Other tidbits Lipkin shared: He makes a couple of cameo appearances, one in a background scene featuring Dr. Sanjay Gupta playing himself; Soderbergh also has a voice cameo as Paltrow’s screen lover; the macaque monkeys in the film were actually models, costing as much as $11,000 apiece, and extremely life like and well done. (“I wanted to make off with one.”); the view from Wabash Ave. in Chicago, where some scenes were shot, looks surprisingly like Kowloon Harbor, where some of the film took place; the Centers for Disease Control and Prevention in Atlanta, declined the filmmakers’ request for a peek at the bio-level 4 lab. Why, Lipkin doesn’t know. Instead, they used the U.S. Army Medical Research Institute for Infectious Diseases in Ft.
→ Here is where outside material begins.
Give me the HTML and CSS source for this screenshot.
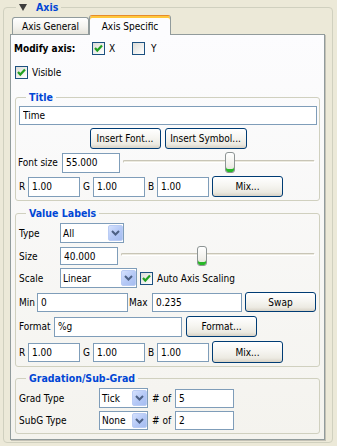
FILE: index.html
```html
<!DOCTYPE html>
<html>
<head>
<meta charset="utf-8">
<link rel="stylesheet" href="styles.css">
</head>
<body>
<fieldset class="outer">
  <legend class="outer-legend"><svg class="tri" width="8" height="7" viewBox="0 0 8 7"><polygon points="0,0 8,0 4,7" fill="#3D3D3D"/></svg>Axis</legend>
  <div class="tabs">
    <div class="tab">Axis General</div>
    <div class="tab active">Axis Specific</div>
  </div>
  <div class="pane">
    <div class="row r-modify">
      <span class="modify-label">Modify axis:</span>
      <span class="chk chk-x"><span class="box"><svg width="11" height="11" viewBox="0 0 11 11"><polyline points="2,5 4.3,7.6 9,2.6" fill="none" stroke="#21A121" stroke-width="2.2"/></svg></span><span class="chk-text">X</span></span>
      <span class="chk chk-y"><span class="box"></span><span class="chk-text gap6">Y</span></span>
    </div>
    <div class="row r-visible">
      <span class="chk"><span class="box"><svg width="11" height="11" viewBox="0 0 11 11"><polyline points="2,5 4.3,7.6 9,2.6" fill="none" stroke="#21A121" stroke-width="2.2"/></svg></span><span class="chk-text">Visible</span></span>
    </div>

    <fieldset class="group g-title">
      <legend>Title</legend>
      <div class="row r-h19 mt2"><input class="field f-title h19" type="text" value="Time"></div>
      <div class="row r-h21 mt3 center">
        <button class="btn b-font">Insert Font...</button>
        <button class="btn b-symbol">Insert Symbol...</button>
      </div>
      <div class="row r-h21 mt3">
        <span class="lbl l-fontsize">Font size</span>
        <input class="field w58 h20" type="text" value="55.000">
        <div class="slider s-font"><div class="track"></div><div class="handle" style="left:102px"></div></div>
      </div>
      <div class="row r-h21 mt3">
        <span class="lbl l-r">R</span><input class="field w52 h20" type="text" value="1.00">
        <span class="lbl l-g">G</span><input class="field w52 h20" type="text" value="1.00">
        <span class="lbl l-b">B</span><input class="field w52 h20" type="text" value="1.00">
        <button class="btn b-mix">Mix...</button>
      </div>
    </fieldset>

    <fieldset class="group g-value">
      <legend>Value Labels</legend>
      <div class="row r-h20 mt3">
        <span class="lbl l-41">Type</span>
        <div class="combo w64 h20"><span class="combo-text">All</span><span class="combo-btn"><svg width="9" height="6" viewBox="0 0 9 6"><polyline points="1,1 4.5,4.5 8,1" fill="none" stroke="#4D6185" stroke-width="2"/></svg></span></div>
      </div>
      <div class="row r-h20 mt3">
        <span class="lbl l-41">Size</span>
        <input class="field w58 h18" type="text" value="40.000">
        <div class="slider s-size"><div class="track"></div><div class="handle" style="left:76px"></div></div>
      </div>
      <div class="row r-h20 mt2">
        <span class="lbl l-41">Scale</span>
        <div class="combo w77 h20"><span class="combo-text">Linear</span><span class="combo-btn"><svg width="9" height="6" viewBox="0 0 9 6"><polyline points="1,1 4.5,4.5 8,1" fill="none" stroke="#4D6185" stroke-width="2"/></svg></span></div>
        <span class="chk chk-auto"><span class="box"><svg width="11" height="11" viewBox="0 0 11 11"><polyline points="2,5 4.3,7.6 9,2.6" fill="none" stroke="#21A121" stroke-width="2.2"/></svg></span><span class="chk-text">Auto Axis Scaling</span></span>
      </div>
      <div class="row r-h20 mt4">
        <span class="lbl l-min">Min</span>
        <input class="field w91 h19" type="text" value="0">
        <span class="lbl l-max">Max</span>
        <input class="field w90 h19" type="text" value="0.235">
        <button class="btn b-swap h20">Swap</button>
      </div>
      <div class="row r-h21 mt4">
        <span class="lbl l-format">Format</span>
        <input class="field w128 h20" type="text" value="%g">
        <button class="btn b-format">Format...</button>
      </div>
      <div class="row r-h22 mt4">
        <span class="lbl l-r">R</span><input class="field w52 h19" type="text" value="1.00">
        <span class="lbl l-g">G</span><input class="field w52 h19" type="text" value="1.00">
        <span class="lbl l-b">B</span><input class="field w52 h19" type="text" value="1.00">
        <button class="btn b-mix h22">Mix...</button>
      </div>
    </fieldset>

    <fieldset class="group g-grad">
      <legend>Gradation/Sub-Grad</legend>
      <div class="row r-h20 mt3">
        <span class="lbl l-80">Grad Type</span>
        <div class="combo w49 h20"><span class="combo-text">Tick</span><span class="combo-btn"><svg width="9" height="6" viewBox="0 0 9 6"><polyline points="1,1 4.5,4.5 8,1" fill="none" stroke="#4D6185" stroke-width="2"/></svg></span></div>
        <span class="lbl l-of">#&nbsp;of</span>
        <input class="field w59 h19" type="text" value="5">
      </div>
      <div class="row r-h19 mt3">
        <span class="lbl l-80">SubG Type</span>
        <div class="combo w49 h19"><span class="combo-text">None</span><span class="combo-btn"><svg width="9" height="6" viewBox="0 0 9 6"><polyline points="1,1 4.5,4.5 8,1" fill="none" stroke="#4D6185" stroke-width="2"/></svg></span></div>
        <span class="lbl l-of">#&nbsp;of</span>
        <input class="field w59 h19" type="text" value="2">
      </div>
    </fieldset>
  </div>
</fieldset>
</body>
</html>
```

FILE: styles.css
```css
* { box-sizing: border-box; }
html, body { margin: 0; padding: 0; }
body {
  width: 337px;
  height: 446px;
  overflow: hidden;
  background: #ECE9D8;
  font-family: "DejaVu Sans Condensed", "Liberation Sans", sans-serif;
  font-size: 10px;
  color: #000;
}

/* outer group */
.outer {
  margin: 0 4px 0 3px;
  padding: 1px 7px 2px 6px;
  border: 1px solid #D0D0BF;
  border-radius: 4px;
  min-width: 0;
}
.outer-legend {
  margin-left: 6px;
  padding: 0 3px;
  height: 14px;
  line-height: 14px;
  font-weight: bold;
  font-size: 10.5px;
  color: #0046D5;
}
.tri { vertical-align: 0px; margin-right: 9px; }

/* tabs */
.tabs {
  display: flex;
  align-items: flex-end;
  height: 19px;
  padding-left: 2px;
  position: relative;
  z-index: 1;
}
.tab {
  width: 77px;
  height: 17px;
  border: 1px solid #919B9C;
  border-bottom: 0;
  border-radius: 3px 3px 0 0;
  background: linear-gradient(#FFFFFF, #F4F3EF 55%, #E6E4DB);
  display: flex;
  align-items: center;
  justify-content: center;
  padding-top: 1px;
}
.tab.active {
  width: 82px;
  height: 20px;
  margin-bottom: -1px;
  background: #FCFCFE;
  border-top: 1px solid #E68B2C;
  box-shadow: inset 0 2px 0 #FFC73C;
  padding-top: 1px;
}

.pane {
  height: 406px;
  border: 1px solid #919B9C;
  box-shadow: 1px 1px 0 #C3C1B5;
  background: linear-gradient(#FCFCFE, #F4F3EE);
  padding: 0 4px;
  display: flex;
  flex-direction: column;
}

.row { display: flex; align-items: center; flex: none; }
.mt2 { margin-top: 2px; }
.mt3 { margin-top: 3px; }
.mt4 { margin-top: 4px; }
.r-h19 { height: 19px; }
.r-h20 { height: 20px; }
.r-h21 { height: 21px; }
.r-h22 { height: 22px; }
.center { justify-content: center; }

.r-modify { margin-top: 3px; height: 20px; margin-left: -1px; }
.r-visible { margin-top: 4px; height: 20px; }
.modify-label { font-weight: bold; width: 78px; }

/* checkbox */
.chk { display: flex; align-items: center; }
.box {
  width: 13px;
  height: 13px;
  border: 1px solid #1C5180;
  background: linear-gradient(135deg, #DCDCD7, #FFFFFF);
  display: flex;
}
.chk-text { margin-left: 4px; }
.chk-x { width: 40px; }
.gap6 { margin-left: 6px; }
.chk-auto { margin-left: 3px; }

/* group boxes */
.group {
  margin: 0;
  padding: 0 2px 3px 3px;
  border: 1px solid #D0D0BF;
  border-radius: 3px;
  min-width: 0;
  flex: none;
}
.group legend {
  margin-left: 7px;
  padding: 0 3px;
  height: 14px;
  line-height: 14px;
  font-weight: bold;
  font-size: 10.5px;
  color: #0046D5;
}
.g-title { margin-top: 8px; }
.g-value { margin-top: 5px; }
.g-grad { margin-top: 4px; }

/* inputs */
.field {
  font: inherit;
  color: #000;
  border: 1px solid #7F9DB9;
  background: #FFFFFF;
  padding: 0 0 0 3px;
  margin: 0;
  outline: none;
  flex: none;
}
.h18 { height: 18px; }
.h19 { height: 19px; }
.h20 { height: 20px; }
.h22 { height: 22px; }
.f-title { width: 298px; }
.w52 { width: 52px; }
.w58 { width: 58px; }
.w59 { width: 59px; }
.w64 { width: 64px; }
.w77 { width: 77px; }
.w49 { width: 49px; }
.w90 { width: 90px; }
.w91 { width: 91px; }
.w128 { width: 128px; }

.lbl { flex: none; }
.l-fontsize { width: 44px; margin-left: -1px; }
.l-r { width: 9px; }
.l-g { width: 10px; margin-left: 3px; }
.l-b { width: 9px; margin-left: 3px; }
.l-41 { width: 41px; }
.l-min { width: 18px; }
.l-max { width: 24px; padding-left: 1px; }
.l-format { width: 35px; }
.l-80 { width: 80px; }
.l-of { width: 23px; margin-left: 4px; }

/* buttons */
.btn {
  font: inherit;
  color: #000;
  height: 21px;
  border: 1px solid #003C74;
  border-radius: 3px;
  background: linear-gradient(#FFFFFF, #F6F5F1 45%, #ECEAE2 80%, #D8D2C6);
  padding: 0;
  margin: 0;
  flex: none;
}
.btn.h20 { height: 20px; }
.btn.h22 { height: 22px; }
.b-font { width: 71px; }
.b-symbol { width: 82px; margin-left: 4px; }
.b-mix { width: 71px; margin-left: 3px; }
.b-swap { width: 71px; margin-left: 3px; }
.b-format { width: 71px; margin-left: 4px; }

/* combo */
.combo {
  display: flex;
  align-items: stretch;
  border: 1px solid #7F9DB9;
  background: #FFFFFF;
  padding-left: 2px;
  flex: none;
}
.combo-text { flex: 1; display: flex; align-items: center; }
.combo-btn {
  width: 15px;
  margin: 1px 0 1px 0;
  border: 1px solid #BACCF4;
  border-radius: 2px;
  background: linear-gradient(135deg, #D5E1FD, #B4C8F6 55%, #A6BDF0);
  display: flex;
  align-items: center;
  justify-content: center;
}

/* slider */
.slider { position: relative; flex: 1; height: 100%; }
.s-font { margin-left: 3px; }
.s-size { margin-left: 3px; }
.track {
  margin-top: 8px;
  margin-right: 2px;
  height: 3px;
  border: 1px solid #C8C5B6;
  border-bottom-color: #FFFFFF;
  border-right-color: #FFFFFF;
  border-radius: 2px;
  background: #ECEAE0;
}
.s-size .track { margin-top: 7px; }
.handle {
  position: absolute;
  top: 0;
  width: 10px;
  height: 100%;
  border: 1px solid #8D9494;
  border-radius: 3px;
  background: linear-gradient(#FFFFFF, #F2F1EC 60%, #E2E0D6);
  box-shadow: inset 0 -3px 0 #27B827;
}
```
Detrick Md. as the model for the film version, despite the institute’s outdated biohazard suits, which are not nearly as well done as our own local suits. “You’ve got really great French suits here,” he said of the biolevel 4 lab at Rocky Mountain Laboratories. “Sleek and well made.”
At least one scene with Winslett and Matt Damon ended up on the cutting room floor. In it, Damon suggests that his blood be cloned in order to vaccinate his daughter. Too much science, not enough Hollywood.
Overall, though, the film strictly adhered to the science of a ghastly zoonotic disease let loose on the world. And those extremely competent government scientists who behave better than about anyone else? We have Lipkin to thank. “That was me.”
As far as accuracy is concerned, the only fly in the Petri dish was the unrealistically short time it took those extremely competent film scientists to develop a vaccine. But, “as I told Fauci” (that would be the renowned immunologist Anthony Fauci, Director of the National Institute of Allergy and Infectious Diseases), better maybe for science to follow Hollywood’s lead on this one and develop those vaccines lickety-split.
Next on Lipkin’s plate is his role in the development of a television drama featuring more insidious viruses. Director? “No,” he said quickly. “That’s too hard.”
Then he was gone, out the door to meet up with “Jack” – Mauer, that is, a local fly-fishing guide and himself an eminence in the rarefied world of trout hunting. It was to be Lipkin’s first fly-fishing adventure in a life seemingly filled with it.